### WHAT YOU WILL DO
Give a verbatim copy of the lines below, minus the pictures.

### GIVEN MATERIAL
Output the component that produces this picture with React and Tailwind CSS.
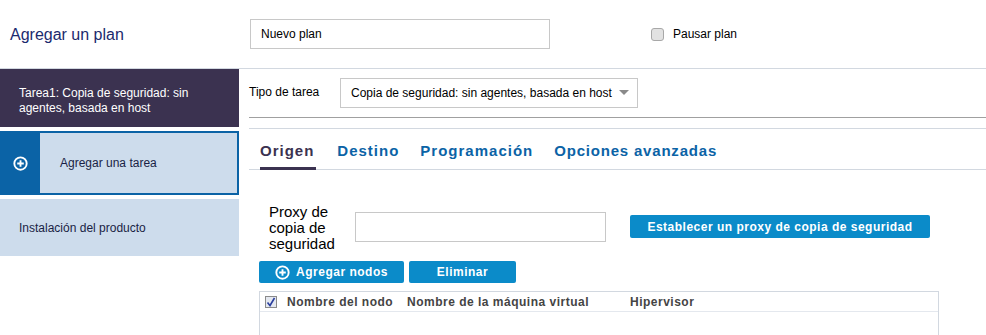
const font = { fontFamily: '"Liberation Sans", Arial, sans-serif' };

function PlusCircle({ size = 14 }) {
  return (
    <svg width={size} height={size} viewBox="0 0 16 16" fill="none">
      <circle cx="8" cy="8" r="6.6" stroke="white" strokeWidth="2" />
      <path d="M8 4.5v7M4.5 8h7" stroke="white" strokeWidth="2" />
    </svg>
  );
}

export default function App() {
  return (
    <div className="w-[986px] h-[335px] overflow-hidden bg-white text-[12px] text-black" style={font}>
      {/* Header */}
      <div className="flex items-center h-[69px] border-b border-[#d2d8e0]">
        <div className="w-[250px] pl-[10px] text-[16px] text-[#1b2a6e] pt-[1px]">Agregar un plan</div>
        <div className="w-[300px] h-[30px] border border-[#c8c8c8] flex items-center pl-[10px] text-[12px]">
          Nuevo plan
        </div>
        <div className="ml-[101px] flex items-center">
          <span className="w-[13px] h-[13px] rounded-[3px] border border-[#a8a8a8] bg-[#e2e2e2]" />
          <span className="ml-[9px]">Pausar plan</span>
        </div>
      </div>

      {/* Body */}
      <div className="flex">
        {/* Sidebar */}
        <div className="w-[239px] shrink-0">
          <div className="h-[58px] bg-[#3b3250] text-white text-[12px] leading-[15px] pl-[19px] flex flex-col justify-center pt-[5px]">
            <span>Tarea1: Copia de seguridad: sin</span>
            <span>agentes, basada en host</span>
          </div>
          <div className="mt-[4px] h-[64px] border-2 border-[#0b63a6] flex">
            <div className="w-[38px] bg-[#0b63a6] flex items-center justify-center pr-[2px]">
              <PlusCircle size={15} />
            </div>
            <div className="flex-1 bg-[#cddcec] flex items-center pl-[20px] text-[#1a1f45]">Agregar una tarea</div>
          </div>
          <div className="mt-[4px] h-[57px] bg-[#cddcec] flex items-center pl-[19px] text-[#1a1f45]">
            Instalación del producto
          </div>
        </div>

        {/* Main */}
        <div className="flex-1 pl-[10px]">
          <div className="h-[49px] flex items-center border-b border-[#a0a0a0]">
            <span className="w-[91px] pb-[2px]">Tipo de tarea</span>
            <div className="w-[298px] h-[30px] border border-[#c8c8c8] flex items-center pl-[10px] pr-[8px] justify-between">
              <span>Copia de seguridad: sin agentes, basada en host</span>
              <svg width="10" height="6" viewBox="0 0 10 6">
                <path d="M0 0h10L5 5z" fill="#8a8a8a" />
              </svg>
            </div>
          </div>

          <div className="mt-[10px] border-t border-[#d2d8e0] h-[42px] flex items-end border-b border-b-[#d2d8e0] pl-[11px]">
            <div className="flex gap-[21px] text-[15px] font-bold tracking-[1px]">
              <span className="text-[#3b3250] border-b-[3px] border-[#3b3250] pb-[4px] -mb-[1px] pr-[2px]">Origen</span>
              <span className="text-[#0b63a6] pb-[7px]">Destino</span>
              <span className="text-[#0b63a6] pb-[7px]">Programación</span>
              <span className="text-[#0b63a6] pb-[7px] tracking-[0.8px]">Opciones avanzadas</span>
            </div>
          </div>

          {/* Proxy */}
          <div className="flex items-start mt-[35px] pl-[20px]">
            <div className="w-[86px] text-[15px] leading-[16px] -mt-[1px]">
              Proxy de
              <br />
              copia de
              <br />
              seguridad
            </div>
            <div className="w-[251px] h-[30px] border border-[#c8c8c8] mt-[7px]" />
            <button className="ml-[24px] mt-[10px] w-[300px] h-[23px] bg-[#0b8bc9] rounded-[2px] text-white font-bold text-[12px] tracking-[0.5px]">
              Establecer un proxy de copia de seguridad
            </button>
          </div>

          <div className="flex gap-[5px] mt-[9px] pl-[10px]">
            <button className="w-[145px] h-[22px] bg-[#0b8bc9] rounded-[2px] text-white font-bold text-[12px] tracking-[0.5px] flex items-center justify-center gap-[6px]">
              <PlusCircle size={15} />
              Agregar nodos
            </button>
            <button className="w-[107px] h-[22px] bg-[#0b8bc9] rounded-[2px] text-white font-bold text-[12px] tracking-[0.5px]">
              Eliminar
            </button>
          </div>

          {/* Table */}
          <div className="ml-[10px] mt-[8px] w-[680px] h-[60px] border border-[#d2d8e0] border-b-0">
            <div className="h-[20px] flex items-center border-b border-[#e4e8ee] text-[#444] font-bold tracking-[0.5px]">
              <span className="ml-[5px] w-[12px] h-[12px] border border-[#8a8a8a] bg-[#e4e8f0] flex items-center justify-center">
                <svg width="10" height="10" viewBox="0 0 10 10">
                  <path d="M1.5 5.5l2.5 3 4.5-7.5" stroke="#2b3f9e" strokeWidth="1.6" fill="none" />
                </svg>
              </span>
              <span className="ml-[10px] w-[120px]">Nombre del nodo</span>
              <span className="w-[223px]">Nombre de la máquina virtual</span>
              <span>Hipervisor</span>
            </div>
          </div>
        </div>
      </div>
    </div>
  );
}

### THE COMPLETED TASK
Output the component that produces this picture with React and Tailwind CSS.
const font = { fontFamily: '"Liberation Sans", Arial, sans-serif' };

function PlusCircle({ size = 14 }) {
  return (
    <svg width={size} height={size} viewBox="0 0 16 16" fill="none">
      <circle cx="8" cy="8" r="6.6" stroke="white" strokeWidth="2" />
      <path d="M8 4.5v7M4.5 8h7" stroke="white" strokeWidth="2" />
    </svg>
  );
}

export default function App() {
  return (
    <div className="w-[986px] h-[335px] overflow-hidden bg-white text-[12px] text-black" style={font}>
      {/* Header */}
      <div className="flex items-center h-[69px] border-b border-[#d2d8e0]">
        <div className="w-[250px] pl-[10px] text-[16px] text-[#1b2a6e] pt-[1px]">Agregar un plan</div>
        <div className="w-[300px] h-[30px] border border-[#c8c8c8] flex items-center pl-[10px] text-[12px]">
          Nuevo plan
        </div>
        <div className="ml-[101px] flex items-center">
          <span className="w-[13px] h-[13px] rounded-[3px] border border-[#a8a8a8] bg-[#e2e2e2]" />
          <span className="ml-[9px]">Pausar plan</span>
        </div>
      </div>

      {/* Body */}
      <div className="flex">
        {/* Sidebar */}
        <div className="w-[239px] shrink-0">
          <div className="h-[58px] bg-[#3b3250] text-white text-[12px] leading-[15px] pl-[19px] flex flex-col justify-center pt-[5px]">
            <span>Tarea1: Copia de seguridad: sin</span>
            <span>agentes, basada en host</span>
          </div>
          <div className="mt-[4px] h-[64px] border-2 border-[#0b63a6] flex">
            <div className="w-[38px] bg-[#0b63a6] flex items-center justify-center pr-[2px]">
              <PlusCircle size={15} />
            </div>
            <div className="flex-1 bg-[#cddcec] flex items-center pl-[20px] text-[#1a1f45]">Agregar una tarea</div>
          </div>
          <div className="mt-[4px] h-[57px] bg-[#cddcec] flex items-center pl-[19px] text-[#1a1f45]">
            Instalación del producto
          </div>
        </div>

        {/* Main */}
        <div className="flex-1 pl-[10px]">
          <div className="h-[49px] flex items-center border-b border-[#a0a0a0]">
            <span className="w-[91px] pb-[2px]">Tipo de tarea</span>
            <div className="w-[298px] h-[30px] border border-[#c8c8c8] flex items-center pl-[10px] pr-[8px] justify-between">
              <span>Copia de seguridad: sin agentes, basada en host</span>
              <svg width="10" height="6" viewBox="0 0 10 6">
                <path d="M0 0h10L5 5z" fill="#8a8a8a" />
              </svg>
            </div>
          </div>

          <div className="mt-[10px] border-t border-[#d2d8e0] h-[42px] flex items-end border-b border-b-[#d2d8e0] pl-[11px]">
            <div className="flex gap-[21px] text-[15px] font-bold tracking-[1px]">
              <span className="text-[#3b3250] border-b-[3px] border-[#3b3250] pb-[4px] -mb-[1px] pr-[2px]">Origen</span>
              <span className="text-[#0b63a6] pb-[7px]">Destino</span>
              <span className="text-[#0b63a6] pb-[7px]">Programación</span>
              <span className="text-[#0b63a6] pb-[7px] tracking-[0.8px]">Opciones avanzadas</span>
            </div>
          </div>

          {/* Proxy */}
          <div className="flex items-start mt-[35px] pl-[20px]">
            <div className="w-[86px] text-[15px] leading-[16px] -mt-[1px]">
              Proxy de
              <br />
              copia de
              <br />
              seguridad
            </div>
            <div className="w-[251px] h-[30px] border border-[#c8c8c8] mt-[7px]" />
            <button className="ml-[24px] mt-[10px] w-[300px] h-[23px] bg-[#0b8bc9] rounded-[2px] text-white font-bold text-[12px] tracking-[0.5px]">
              Establecer un proxy de copia de seguridad
            </button>
          </div>

          <div className="flex gap-[5px] mt-[9px] pl-[10px]">
            <button className="w-[145px] h-[22px] bg-[#0b8bc9] rounded-[2px] text-white font-bold text-[12px] tracking-[0.5px] flex items-center justify-center gap-[6px]">
              <PlusCircle size={15} />
              Agregar nodos
            </button>
            <button className="w-[107px] h-[22px] bg-[#0b8bc9] rounded-[2px] text-white font-bold text-[12px] tracking-[0.5px]">
              Eliminar
            </button>
          </div>

          {/* Table */}
          <div className="ml-[10px] mt-[8px] w-[680px] h-[60px] border border-[#d2d8e0] border-b-0">
            <div className="h-[20px] flex items-center border-b border-[#e4e8ee] text-[#444] font-bold tracking-[0.5px]">
              <span className="ml-[5px] w-[12px] h-[12px] border border-[#8a8a8a] bg-[#e4e8f0] flex items-center justify-center">
                <svg width="10" height="10" viewBox="0 0 10 10">
                  <path d="M1.5 5.5l2.5 3 4.5-7.5" stroke="#2b3f9e" strokeWidth="1.6" fill="none" />
                </svg>
              </span>
              <span className="ml-[10px] w-[120px]">Nombre del nodo</span>
              <span className="w-[223px]">Nombre de la máquina virtual</span>
              <span>Hipervisor</span>
            </div>
          </div>
        </div>
      </div>
    </div>
  );
}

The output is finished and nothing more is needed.